§ **The task**
Search the records below for the word "this" and show every line where it occurs.

____ Given entries

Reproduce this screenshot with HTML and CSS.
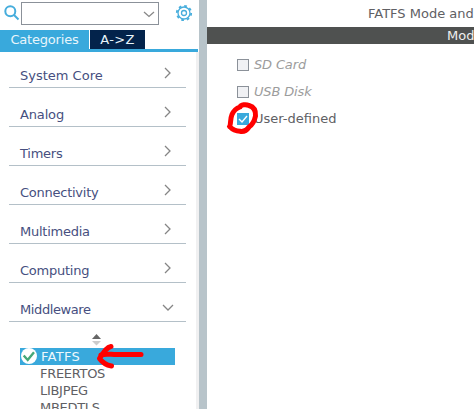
FILE: index.html
```html
<!DOCTYPE html>
<html lang="en">
<head>
<meta charset="utf-8">
<title>FATFS Mode and Configuration</title>
<link rel="stylesheet" href="styles.css">
</head>
<body>
<div class="app">
  <aside class="sidebar">
    <div class="toolbar">
      <svg class="search-icon" width="16" height="16" viewBox="0 0 16 16"><circle cx="6.300" cy="6.300" r="5"/><path d="M10 10l4.500 4.500"/></svg>
      <div class="combo"><svg width="12" height="7" viewBox="0 0 12 7"><path d="M1 1l5 4.500L11 1"/></svg></div>
      <svg class="gear" width="18" height="18" viewBox="0 0 18 18"><circle cx="9" cy="9" r="7.200" class="teeth"/><circle cx="9" cy="9" r="6"/><circle cx="9" cy="9" r="2.500"/></svg>
    </div>
    <div class="tabs"><div class="tab active">Categories</div><div class="tab">A-&gt;Z</div></div>
    <div class="tab-line"></div>
    <div class="panel">
      <div class="group"><span>System Core</span><svg width="8" height="12" viewBox="0 0 8 12"><path d="M1 1l5 5-5 5"/></svg></div>
      <div class="group"><span>Analog</span><svg width="8" height="12" viewBox="0 0 8 12"><path d="M1 1l5 5-5 5"/></svg></div>
      <div class="group snug"><span>Timers</span><svg width="8" height="12" viewBox="0 0 8 12"><path d="M1 1l5 5-5 5"/></svg></div>
      <div class="group snug"><span>Connectivity</span><svg width="8" height="12" viewBox="0 0 8 12"><path d="M1 1l5 5-5 5"/></svg></div>
      <div class="group snug"><span>Multimedia</span><svg width="8" height="12" viewBox="0 0 8 12"><path d="M1 1l5 5-5 5"/></svg></div>
      <div class="group snug"><span>Computing</span><svg width="8" height="12" viewBox="0 0 8 12"><path d="M1 1l5 5-5 5"/></svg></div>
      <div class="group open"><span>Middleware</span><svg width="12" height="8" viewBox="0 0 12 8"><path d="M1 1l5 5 5-5"/></svg></div>
      <svg class="sorter" width="9" height="12" viewBox="0 0 9 12"><path d="M4.500 0L9 5H0z" fill="#666"/><path d="M0 7h9l-4.500 4.500z" fill="#ccc"/></svg>
      <div class="list">
        <div class="item selected"><svg width="16" height="16" viewBox="0 0 16 16"><circle cx="8" cy="8" r="8" fill="#fff"/><path d="M2.700 7.500l4 4.500 6.300-7.800" fill="none" stroke="#45a878" stroke-width="2.400"/></svg><span>FATFS</span></div>
        <div class="item">FREERTOS</div>
        <div class="item">LIBJPEG</div>
        <div class="item">MBEDTLS</div>
      </div>
    </div>
  </aside>
  <div class="splitter"></div>
  <main class="main">
    <div class="title">FATFS Mode and</div>
    <div class="mode">Mod</div>
    <div class="options">
      <div class="option disabled"><i class="box"></i><span>SD Card</span></div>
      <div class="option disabled"><i class="box"></i><span>USB Disk</span></div>
      <div class="option"><i class="box checked"><svg width="12" height="12" viewBox="0 0 12 12"><path d="M2 6l3 3 5-6"/></svg></i><span>User-defined</span></div>
    </div>
  </main>
  <svg class="marks" width="474" height="409" viewBox="0 0 474 409">
    <path d="M229.500 126.500C231 125 230 119 232 114.500C234 110 237 108 240 107C241 104.500 246 104 249 105.500C254 107 256 110 255.500 116C254 123 252 125 249 127C247 130 244 132 240 131.300C235 131 232 129 229.500 126.500"/>
    <path d="M141 354.500H119C112 355 106 353 101 355"/>
    <path d="M111 346.500C106 347.500 104 352 99.500 358.500C102 362 106 365 111.500 366"/>
  </svg>
</div>
</body>
</html>
```
FILE: styles.css
```css
* { box-sizing: border-box; }
body { margin: 0; background: #fff; font: 13px/17px "DejaVu Sans", sans-serif; color: #606064; overflow: hidden; }
svg { display: block; flex: none; }
.app { position: relative; display: flex; width: 474px; height: 409px; overflow: hidden; white-space: nowrap; }
.sidebar { width: 199px; flex: none; }
.toolbar { display: flex; height: 30px; padding: 2px 0 0 4px; }
.search-icon { margin: 3px 1px 0 0; fill: none; stroke: #46addc; stroke-width: 2; }
.combo { width: 138px; height: 23px; border: 1px solid #8b9199; padding: 8px 0 0 121px; }
.combo svg { fill: none; stroke: #888; stroke-width: 1.3; }
.gear { margin: 2px 0 0 16px; fill: none; stroke: #46addc; stroke-width: 1.3; }
.gear .teeth { stroke-width: 1.8; stroke-dasharray: 2.7 2.955; }
.tabs { display: flex; gap: 1px; height: 19px; color: #e8f5fb; }
.tab { width: 55px; background: #03234b; padding-top: 1px; text-align: center; letter-spacing: 0.3px; }
.tab.active { width: 89px; background: #39a9dc; letter-spacing: -0.2px; }
.tab-line { width: 198px; height: 3px; background: #39a9dc; }
.panel { height: 357px; border-right: 3px solid #f0f0f1; padding: 0 10px 0 9px; overflow: hidden; }
.group { display: flex; justify-content: space-between; height: 39px; border-bottom: 1px solid #b4c0c8; padding: 18px 14px 0 11px; color: #464f80; letter-spacing: -0.15px; }
.group:first-child { height: 36px; padding-top: 15px; letter-spacing: 0; }
.group.snug { letter-spacing: -0.25px; }
.group svg { fill: none; stroke: #858585; stroke-width: 1.3; }
.group.open { padding-right: 12px; letter-spacing: -0.4px; }
.group.open svg { margin-top: 3px; }
.sorter { margin: 12px 0 0 83px; }
.list { width: 155px; margin: 2px 0 0 11px; }
.item { height: 17px; padding-left: 20px; letter-spacing: -0.3px; }
.selected { display: flex; gap: 4px; padding-left: 1px; background: #39a9dc; color: #eef8fc; letter-spacing: 0.3px; }
.splitter { width: 8px; flex: none; background: #b8c4ca; }
.main { flex: 1; min-width: 0; }
.title { height: 27px; padding: 5px 0 0 161px; }
.mode { height: 17px; background: #4f5150; color: #eee; padding-left: 240px; }
.options { padding: 13px 0 0 30px; }
.option { display: flex; gap: 5px; height: 27px; align-items: flex-start; }
.option span { margin-top: -1px; }
.disabled { color: #9c9c9c; font-style: italic; letter-spacing: -0.15px; }
.box { width: 12px; height: 12px; margin-top: 2px; border: 1px solid #8b9199; background: #f0f1f4; }
.box.checked { border: 0; background: #39a9dc; }
.box path { fill: none; stroke: #fff; stroke-width: 1.4; }
.marks { position: absolute; left: 0; top: 0; fill: none; stroke: #f00; stroke-width: 5; stroke-linecap: round; stroke-linejoin: round; }
```
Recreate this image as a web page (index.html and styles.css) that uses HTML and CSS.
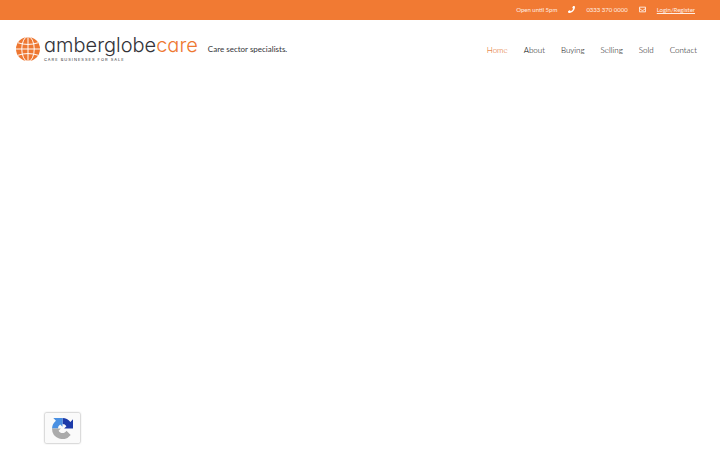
FILE: index.html
```
<!DOCTYPE html>
<html lang="en">
<head>
<meta charset="utf-8">
<title>Amberglobe Care</title>
<link rel="stylesheet" href="styles.css">
</head>
<body>
<div class="topbar">
  <span>Open until 5pm</span>
  <svg class="icon" viewBox="0 0 512 512" aria-hidden="true"><path fill="currentColor" d="M493 25 389 1c-11-3-23 3-27 14l-48 112c-4 10-1 21 7 28l60 49c-36 76-98 139-177 177l-49-60c-7-8-18-11-28-7L15 362c-11 4-17 16-14 27l24 104c2 11 12 19 23 19 256 0 464-207 464-464 0-11-8-21-19-23z"/></svg>
  <a href="tel:03333700000">0333 370 0000</a>
  <svg class="icon" viewBox="0 0 512 512" aria-hidden="true"><path fill="none" stroke="currentColor" stroke-width="60" stroke-linejoin="round" d="M30 85h452v342H30zM30 180l171 125q55 42 110 0l171-125"/></svg>
  <a class="login" href="#">Login/Register</a>
</div>
<header class="header">
  <a class="logo" href="#">
    <svg class="globe" viewBox="0 0 50 50" aria-hidden="true">
      <circle cx="25" cy="25" r="25" fill="#ee7731"/>
      <g fill="none" stroke="#fff" stroke-width="2"><path d="M25 0v50M0 25h50M4 12q21 7 42 0M4 38q21-7 42 0"/><ellipse cx="25" cy="25" rx="13" ry="26"/></g>
    </svg>
    <span class="brand">
      <span class="name">amberglobe<span class="care">care</span></span>
      <span class="strap">CARE BUSINESSES FOR SALE</span>
    </span>
  </a>
  <p class="tagline">Care sector specialists.</p>
  <nav class="nav">
    <a class="active" href="#">Home</a>
    <a href="#">About</a>
    <a href="#">Buying</a>
    <a href="#">Selling</a>
    <a href="#">Sold</a>
    <a href="#">Contact</a>
  </nav>
</header>
<div class="badge">
  <svg viewBox="0 0 64 64" role="img" aria-label="reCAPTCHA">
    <path fill="#1c3aa9" d="M64 32V4l-8 8A32 32 0 0 0 32 0v18a14 14 0 0 1 12 7l-7 7z"/>
    <path fill="#4a90e2" d="M32 0H4l8 8A32 32 0 0 0 0 32h18a14 14 0 0 1 7-12l7 7z"/>
    <path fill="#ababab" d="M0 32a32 32 0 0 0 57 20L44 39a14 14 0 0 1-24 0l7-7z"/>
  </svg>
</div>
</body>
</html>
```
FILE: styles.css
```
* {
  box-sizing: border-box;
}

body {
  margin: 0;
  background: #fff;
  color: #333338;
  font-family: Lato, sans-serif;
}

a {
  color: inherit;
  text-decoration: none;
}

.topbar {
  display: flex;
  align-items: center;
  justify-content: flex-end;
  gap: 11px;
  height: 20px;
  padding: 0 25px 1px 0;
  background: #f17a33;
  color: #ffeee4;
  font-size: 6px;
}

.icon {
  width: 7px;
  height: 7px;
  color: #fff;
}

.login {
  text-decoration: underline;
}

.header {
  display: flex;
  align-items: center;
  padding: 14px 23px 0 16px;
}

.logo {
  display: flex;
  align-items: center;
  gap: 4px;
}

.globe {
  width: 24px;
  height: 24px;
}

.brand {
  display: flex;
  flex-direction: column;
}

.name {
  font-family: Inter, sans-serif;
  font-feature-settings: "cv11";
  font-size: 20px;
  font-weight: 300;
  line-height: 23px;
}

.care {
  color: #ee7731;
}

.strap {
  font-family: Inter, sans-serif;
  font-size: 4px;
  line-height: 6px;
  letter-spacing: 1px;
}

.tagline {
  margin: 0 0 0 10px;
  font-size: 8px;
}

.nav {
  display: flex;
  gap: 16px;
  margin-left: auto;
  padding-top: 2px;
  color: #000;
  font-size: 8px;
  font-weight: 300;
}

.active {
  color: #dc5600;
}

.badge {
  position: fixed;
  bottom: 7px;
  left: 45px;
  display: grid;
  place-items: center;
  width: 35px;
  height: 30px;
  border-radius: 1px;
  background: #fafafa;
  box-shadow: 0 0 2px #777;
}

.badge svg {
  width: 21px;
  height: 21px;
}
```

________

§ **Response to the exercise**
Reproduce this screenshot with HTML and CSS.
Recreate this image as a web page (index.html and styles.css) that uses HTML and CSS.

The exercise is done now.